If your DSO has an FFT function, the major frequency components of the noise might give you a hint about the source. For example, do they depend on motor rpm or PWM frequency?

I don’t think that this is a function of PWM frequency or duty cyle. I have tried multiple frequencies between 1kHz and 100kHz with very little difference. The duty cycle was fixed at 50% for this plot but with different (fixed) values, it basically looks the same.
What is strange (should maybe have mentioned this earlier) is that if I set the accel to be disabled on any of the axes (i.e. clear XEn, YEn or ZEn for CTRL_REG1_A (Address 0x20)) the value I receive is not zero but shows the same/similar noisy signal. At first I thought there might be something wrong on the I2C lines, but they look sharp and crisp and nothing else is communicating on that bus. It almost seems as if there was some electrostatic field that is moving the mems sensor irrespective of acceleration. Is that possible? How would I check/fix that?
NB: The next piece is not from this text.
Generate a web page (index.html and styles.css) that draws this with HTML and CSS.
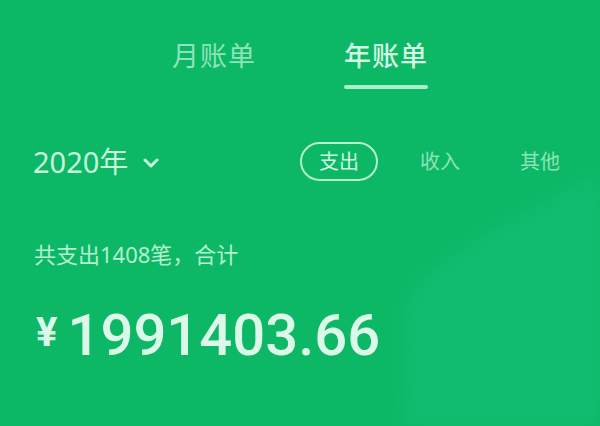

P.S. thanks for the replies so far…

Well, there is the built in magnetometer, which would be affected by the motor magnetic fields… Crosstalk?

Tried with the Magnetometer in power down mode. Same deal. I would expect this to be based on a hall effect sensor so provided it is powered down there should be no effect.

This would be my guess as to what’s happening. Do you have your setup connected with wires in a way that you could try moving the LSM303DLHC closer and farther from the motors while they’re running without changing any connections to see what effect that has?

Can you try twisting your motor leads to see if that cuts down on the noise?